To minimize the effects on I/O performance and reduce the chances of operations timing out, run the repair job during off-peak hours. As the job reconciles the search index with database and Git repository data, one CPU will be used. Monitor your system's load averages and CPU usage with a utility like
top. If you don't notice any significant increase in resource consumption, it should also be safe to run an index repair job during peak hours.
Repair jobs use a "repair offset" for parallelization. This is an offset into the database table for the record being reconciled.
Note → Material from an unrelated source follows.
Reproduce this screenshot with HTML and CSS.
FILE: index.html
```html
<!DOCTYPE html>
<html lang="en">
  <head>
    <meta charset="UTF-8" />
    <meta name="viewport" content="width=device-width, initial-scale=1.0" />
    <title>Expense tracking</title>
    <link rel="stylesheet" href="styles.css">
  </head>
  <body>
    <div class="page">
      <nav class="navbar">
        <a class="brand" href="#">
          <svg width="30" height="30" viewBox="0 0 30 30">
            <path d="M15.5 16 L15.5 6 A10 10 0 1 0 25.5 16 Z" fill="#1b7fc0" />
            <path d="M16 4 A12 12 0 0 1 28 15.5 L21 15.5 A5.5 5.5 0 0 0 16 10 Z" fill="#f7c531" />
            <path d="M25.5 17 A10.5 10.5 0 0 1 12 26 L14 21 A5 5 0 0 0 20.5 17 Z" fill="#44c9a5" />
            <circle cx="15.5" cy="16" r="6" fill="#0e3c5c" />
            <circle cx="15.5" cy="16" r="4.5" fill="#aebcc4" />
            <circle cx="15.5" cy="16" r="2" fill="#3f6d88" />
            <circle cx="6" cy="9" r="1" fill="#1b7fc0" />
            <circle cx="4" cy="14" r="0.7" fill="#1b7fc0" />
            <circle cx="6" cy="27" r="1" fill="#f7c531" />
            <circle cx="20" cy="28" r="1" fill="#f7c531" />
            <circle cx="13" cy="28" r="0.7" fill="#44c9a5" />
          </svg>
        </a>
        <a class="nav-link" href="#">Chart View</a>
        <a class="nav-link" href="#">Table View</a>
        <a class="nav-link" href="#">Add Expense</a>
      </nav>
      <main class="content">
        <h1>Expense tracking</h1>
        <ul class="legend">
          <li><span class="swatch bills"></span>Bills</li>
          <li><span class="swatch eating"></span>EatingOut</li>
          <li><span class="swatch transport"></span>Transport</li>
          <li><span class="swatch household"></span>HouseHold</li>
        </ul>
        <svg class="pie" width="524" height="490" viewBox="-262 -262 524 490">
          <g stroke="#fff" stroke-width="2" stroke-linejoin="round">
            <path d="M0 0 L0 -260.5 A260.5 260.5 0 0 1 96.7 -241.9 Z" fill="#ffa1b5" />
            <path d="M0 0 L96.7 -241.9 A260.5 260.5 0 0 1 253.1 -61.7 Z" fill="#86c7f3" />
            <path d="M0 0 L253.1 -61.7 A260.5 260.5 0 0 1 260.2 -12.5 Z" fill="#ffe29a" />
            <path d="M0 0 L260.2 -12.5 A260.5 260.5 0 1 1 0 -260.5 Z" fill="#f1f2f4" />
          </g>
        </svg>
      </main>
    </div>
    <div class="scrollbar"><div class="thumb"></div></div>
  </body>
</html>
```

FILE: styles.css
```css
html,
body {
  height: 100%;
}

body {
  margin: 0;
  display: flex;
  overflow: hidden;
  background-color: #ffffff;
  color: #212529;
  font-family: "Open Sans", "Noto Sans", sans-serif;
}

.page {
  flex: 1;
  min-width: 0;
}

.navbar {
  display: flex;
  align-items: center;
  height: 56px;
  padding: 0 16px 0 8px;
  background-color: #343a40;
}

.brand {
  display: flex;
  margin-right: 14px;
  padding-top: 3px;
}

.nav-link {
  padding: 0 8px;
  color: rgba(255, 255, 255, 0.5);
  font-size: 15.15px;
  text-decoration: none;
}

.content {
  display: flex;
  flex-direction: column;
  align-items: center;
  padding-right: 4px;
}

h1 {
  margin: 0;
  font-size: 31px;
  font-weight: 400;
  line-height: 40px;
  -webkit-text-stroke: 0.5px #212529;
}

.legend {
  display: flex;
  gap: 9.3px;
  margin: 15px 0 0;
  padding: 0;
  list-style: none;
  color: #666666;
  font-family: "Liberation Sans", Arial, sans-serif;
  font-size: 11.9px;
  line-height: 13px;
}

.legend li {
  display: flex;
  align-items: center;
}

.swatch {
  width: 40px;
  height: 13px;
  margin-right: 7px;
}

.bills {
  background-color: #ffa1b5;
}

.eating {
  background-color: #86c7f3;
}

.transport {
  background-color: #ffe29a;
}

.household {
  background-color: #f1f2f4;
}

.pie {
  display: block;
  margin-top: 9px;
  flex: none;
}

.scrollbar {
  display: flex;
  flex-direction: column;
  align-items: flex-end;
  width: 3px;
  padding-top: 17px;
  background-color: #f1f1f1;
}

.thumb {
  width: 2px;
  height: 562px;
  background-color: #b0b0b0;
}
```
Multiple background jobs can synchronize work based on this offset.
This allows you to enable or disable both search and index operations on source code.
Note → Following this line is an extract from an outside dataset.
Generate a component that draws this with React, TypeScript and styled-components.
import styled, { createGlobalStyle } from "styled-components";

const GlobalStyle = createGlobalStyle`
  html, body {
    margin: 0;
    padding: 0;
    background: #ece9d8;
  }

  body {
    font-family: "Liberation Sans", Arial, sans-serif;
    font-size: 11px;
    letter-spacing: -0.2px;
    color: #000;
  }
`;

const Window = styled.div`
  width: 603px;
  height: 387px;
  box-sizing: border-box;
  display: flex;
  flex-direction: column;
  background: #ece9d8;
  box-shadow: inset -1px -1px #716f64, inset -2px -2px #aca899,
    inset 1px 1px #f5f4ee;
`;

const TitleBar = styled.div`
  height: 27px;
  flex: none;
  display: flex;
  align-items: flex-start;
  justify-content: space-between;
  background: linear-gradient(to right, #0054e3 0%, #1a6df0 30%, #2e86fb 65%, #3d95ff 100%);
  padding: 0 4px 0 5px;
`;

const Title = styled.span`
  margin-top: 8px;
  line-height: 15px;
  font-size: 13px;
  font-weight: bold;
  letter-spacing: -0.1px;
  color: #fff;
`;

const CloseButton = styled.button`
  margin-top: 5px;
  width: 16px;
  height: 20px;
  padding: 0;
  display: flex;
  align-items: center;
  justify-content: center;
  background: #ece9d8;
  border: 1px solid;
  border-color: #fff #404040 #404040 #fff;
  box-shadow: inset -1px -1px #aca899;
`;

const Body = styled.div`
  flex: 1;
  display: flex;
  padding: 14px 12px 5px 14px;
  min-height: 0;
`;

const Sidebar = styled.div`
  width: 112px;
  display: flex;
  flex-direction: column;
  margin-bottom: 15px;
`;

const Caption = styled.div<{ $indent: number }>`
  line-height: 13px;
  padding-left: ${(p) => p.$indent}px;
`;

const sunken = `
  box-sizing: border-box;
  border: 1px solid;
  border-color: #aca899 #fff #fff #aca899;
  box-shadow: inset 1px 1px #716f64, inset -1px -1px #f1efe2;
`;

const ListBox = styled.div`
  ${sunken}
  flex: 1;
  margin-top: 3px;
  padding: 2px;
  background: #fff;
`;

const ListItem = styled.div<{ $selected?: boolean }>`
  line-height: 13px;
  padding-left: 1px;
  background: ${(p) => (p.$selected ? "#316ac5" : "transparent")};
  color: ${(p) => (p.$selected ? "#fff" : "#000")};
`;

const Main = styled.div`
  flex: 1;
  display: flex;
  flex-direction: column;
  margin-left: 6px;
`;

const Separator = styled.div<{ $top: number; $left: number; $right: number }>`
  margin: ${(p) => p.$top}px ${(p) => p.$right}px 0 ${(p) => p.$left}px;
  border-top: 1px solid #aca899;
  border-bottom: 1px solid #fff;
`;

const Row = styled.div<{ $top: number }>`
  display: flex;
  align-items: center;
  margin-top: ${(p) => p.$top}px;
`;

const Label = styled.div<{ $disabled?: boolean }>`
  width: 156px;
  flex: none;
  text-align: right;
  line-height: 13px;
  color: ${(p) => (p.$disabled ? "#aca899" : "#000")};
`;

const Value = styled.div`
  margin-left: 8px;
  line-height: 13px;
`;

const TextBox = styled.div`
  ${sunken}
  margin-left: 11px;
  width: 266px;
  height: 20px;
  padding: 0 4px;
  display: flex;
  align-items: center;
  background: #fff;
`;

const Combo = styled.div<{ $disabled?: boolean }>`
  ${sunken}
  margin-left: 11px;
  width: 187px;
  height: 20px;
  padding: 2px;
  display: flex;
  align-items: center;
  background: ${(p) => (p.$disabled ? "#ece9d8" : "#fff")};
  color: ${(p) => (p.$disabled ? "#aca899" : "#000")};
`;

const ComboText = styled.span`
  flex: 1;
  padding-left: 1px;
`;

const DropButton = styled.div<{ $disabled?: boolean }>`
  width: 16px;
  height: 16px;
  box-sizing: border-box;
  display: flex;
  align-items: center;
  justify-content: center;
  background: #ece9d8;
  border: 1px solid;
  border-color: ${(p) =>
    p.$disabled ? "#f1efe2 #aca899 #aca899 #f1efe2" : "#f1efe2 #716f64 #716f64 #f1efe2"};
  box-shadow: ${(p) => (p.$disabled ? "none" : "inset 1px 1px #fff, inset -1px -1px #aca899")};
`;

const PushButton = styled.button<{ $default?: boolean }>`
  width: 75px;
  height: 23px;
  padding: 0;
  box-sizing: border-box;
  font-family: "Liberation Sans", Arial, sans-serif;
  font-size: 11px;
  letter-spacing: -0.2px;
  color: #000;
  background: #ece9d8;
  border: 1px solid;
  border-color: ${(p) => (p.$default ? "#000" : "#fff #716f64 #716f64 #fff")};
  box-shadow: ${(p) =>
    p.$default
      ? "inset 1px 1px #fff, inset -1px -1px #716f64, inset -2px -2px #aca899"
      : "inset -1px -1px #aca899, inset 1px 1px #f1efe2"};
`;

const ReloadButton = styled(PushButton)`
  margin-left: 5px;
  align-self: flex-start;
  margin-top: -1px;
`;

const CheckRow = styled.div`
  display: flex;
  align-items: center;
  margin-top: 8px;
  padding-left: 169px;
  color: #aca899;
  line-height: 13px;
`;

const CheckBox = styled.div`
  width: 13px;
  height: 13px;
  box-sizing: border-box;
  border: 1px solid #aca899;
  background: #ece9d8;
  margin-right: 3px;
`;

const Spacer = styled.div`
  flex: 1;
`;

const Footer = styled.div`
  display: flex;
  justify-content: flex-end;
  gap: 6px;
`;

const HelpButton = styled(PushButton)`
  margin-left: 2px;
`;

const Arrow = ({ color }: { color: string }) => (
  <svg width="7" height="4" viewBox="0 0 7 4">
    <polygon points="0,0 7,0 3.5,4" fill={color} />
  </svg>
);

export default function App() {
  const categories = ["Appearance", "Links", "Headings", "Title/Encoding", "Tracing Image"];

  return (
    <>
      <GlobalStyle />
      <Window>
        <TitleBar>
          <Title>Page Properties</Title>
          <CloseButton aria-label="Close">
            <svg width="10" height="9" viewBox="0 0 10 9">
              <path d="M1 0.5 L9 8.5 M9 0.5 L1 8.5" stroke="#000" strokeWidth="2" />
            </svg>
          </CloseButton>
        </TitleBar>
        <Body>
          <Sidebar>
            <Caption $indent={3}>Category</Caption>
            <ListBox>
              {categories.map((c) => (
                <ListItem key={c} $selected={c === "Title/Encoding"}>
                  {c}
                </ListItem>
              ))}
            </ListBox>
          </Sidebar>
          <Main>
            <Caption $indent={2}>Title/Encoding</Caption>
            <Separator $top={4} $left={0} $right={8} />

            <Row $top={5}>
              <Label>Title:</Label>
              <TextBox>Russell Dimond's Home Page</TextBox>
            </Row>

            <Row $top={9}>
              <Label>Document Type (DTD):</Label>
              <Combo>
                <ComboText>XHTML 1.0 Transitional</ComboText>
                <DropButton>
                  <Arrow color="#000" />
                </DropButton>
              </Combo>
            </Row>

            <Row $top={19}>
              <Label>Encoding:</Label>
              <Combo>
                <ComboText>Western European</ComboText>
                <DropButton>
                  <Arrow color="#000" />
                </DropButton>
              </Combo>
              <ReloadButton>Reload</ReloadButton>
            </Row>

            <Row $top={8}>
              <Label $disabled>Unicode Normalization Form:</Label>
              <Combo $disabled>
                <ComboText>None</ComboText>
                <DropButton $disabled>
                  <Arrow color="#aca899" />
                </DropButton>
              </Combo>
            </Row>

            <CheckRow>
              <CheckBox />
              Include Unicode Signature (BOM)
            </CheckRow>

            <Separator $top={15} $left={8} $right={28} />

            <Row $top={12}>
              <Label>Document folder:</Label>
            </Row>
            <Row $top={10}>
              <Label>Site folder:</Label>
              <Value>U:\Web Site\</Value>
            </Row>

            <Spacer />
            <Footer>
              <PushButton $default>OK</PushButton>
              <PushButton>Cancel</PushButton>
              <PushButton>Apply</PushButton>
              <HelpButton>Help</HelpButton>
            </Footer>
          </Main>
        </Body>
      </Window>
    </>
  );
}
Certain words are reserved for internal use in your GitHub Enterprise Server instance, which means that these words cannot be used as usernames.
For example, the following words are reserved, among others:
For the full list or reserved words, navigate to "Reserved logins" in the site admin dashboard.
You can see the number of active committers that are currently using seats for GitHub Advanced Security, and you can calculate how many additional seats would be used if you enabled GitHub Advanced Security for more organizations and repositories.
Under "Current active committer count", you can see the number of active committers for repositories with GitHub Advanced Security enabled. This is the number of seats that are currently being used.
Under "Maximum committers across entire instance", you can see the number of active committers across all the repositories in your enterprise. This is the number of seats that would be used if you enabled GitHub Advanced Security for every repository in your enterprise.
Under "Calculate Additional Advanced Committers", you can calculate how many more additional seats will be used if you enable GitHub Advanced Security for specific organizations and repositories. Under "Organizations and Repositories", enter or paste a list of organizations and repositories, with one organization or repository per line.
The result is the number of additional seats that would be used if you enabled GitHub Advanced Security for those organizations and repositories.
For more information about billing for Advanced Security, see "About billing for Advanced Security."
Refer to this section of the site admin dashboard to manage organizations, people, policies, and settings.
This is a list of the repositories on your GitHub Enterprise Server instance. You can click on a repository name and access functions for administering the repository.
- Blocking force pushes to a repository
- Configuring Git Large File Storage
- Archiving and unarchiving repositories
Here you can see all of the users on your GitHub Enterprise Server instance, and initiate an SSH key audit.
Here you can see all of the administrators on your GitHub Enterprise Server instance, and initiate an SSH key audit.
Here you can see and suspend all of the inactive users on your GitHub Enterprise Server instance. A user account is considered to be inactive ("dormant") when it:
- Has existed for longer than the dormancy threshold that's set for your GitHub Enterprise Server instance.
- Has not generated any activity within that time period.
- Is not a site administrator.
The dormancy threshold is the length of time a user must be inactive to be considered dormant. The default dormancy threshold is 90 days, however you can customize the dormancy threshold for your GitHub Enterprise Server instance. For more information, see "Managing dormant users."
Here you can see all of the users who have been suspended on your GitHub Enterprise Server instance, and initiate an SSH key audit.